The source code is stored in `dataset_pyg.py` in `tgb/nodeproppred` folder

This tutorial requires `Pytorch` and `PyG`, refer to `README.md` for installation instructions

This tutorial uses `PyG TemporalData` object, however it is possible to use `numpy` arrays as well.

see examples in `examples/nodeproppred` folder for more details.


In [1]:
from tgb.nodeproppred.dataset_pyg import PyGNodePropPredDataset
from torch_geometric.loader import TemporalDataLoader

specifying the name of the dataset

In [2]:
name = "tgbn-genre"

### Process and load the dataset

if the dataset has been processed, it will be loaded from disc for fast access

if the dataset has not been downloaded, it will be processed automatically

In [3]:
dataset = PyGNodePropPredDataset(name=name, root="datasets")
type(dataset)

file found, skipping download
Dataset directory is  /mnt/f/code/TGB/tgb/datasets/tgbn_genre
loading processed file


tgb.nodeproppred.dataset_pyg.PyGNodePropPredDataset

### Train, Validation and Test splits with dataloaders

spliting the edges into train, val, test sets and construct dataloader for each

In [4]:
train_mask = dataset.train_mask
val_mask = dataset.val_mask
test_mask = dataset.test_mask


data = dataset.get_TemporalData()

train_data = data[train_mask]
val_data = data[val_mask]
test_data = data[test_mask]

batch_size = 200
train_loader = TemporalDataLoader(train_data, batch_size=batch_size)
val_loader = TemporalDataLoader(val_data, batch_size=batch_size)
test_loader = TemporalDataLoader(test_data, batch_size=batch_size)

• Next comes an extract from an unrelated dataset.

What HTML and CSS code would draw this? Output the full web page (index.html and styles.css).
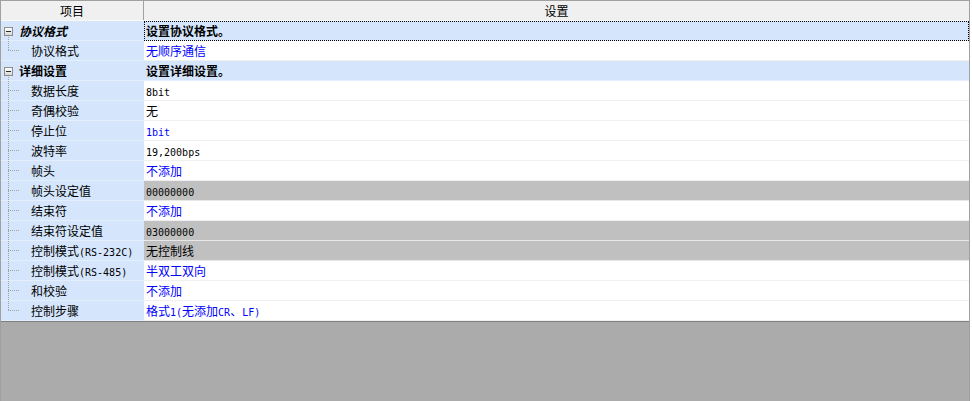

### Access node label data 

In `tgb`, the node label data are queried based on the nearest edge observed so far and retrieves the node label data for the corresponding day. 

Note that this is because the node labels often have different timestamps from the edges thus should be processed at the correct time in the edge stream.

In the example below, we show how to iterate through the edges and retrieve the node labels of the corresponding time. 

In [5]:
#query the timestamps for the first node labels
label_t = dataset.get_label_time()

for batch in train_loader:
    #access the edges in this batch
    src, dst, t, msg = batch.src, batch.dst, batch.t, batch.msg
    query_t = batch.t[-1]
    # check if this batch moves to the next day
    if query_t > label_t:
        # find the node labels from the past day
        label_tuple = dataset.get_node_label(query_t)
        # node labels are structured as a tuple with (timestamps, source node, label) format, label is a vector
        label_ts, label_srcs, labels = (
            label_tuple[0],
            label_tuple[1],
            label_tuple[2],
        )
        label_t = dataset.get_label_time()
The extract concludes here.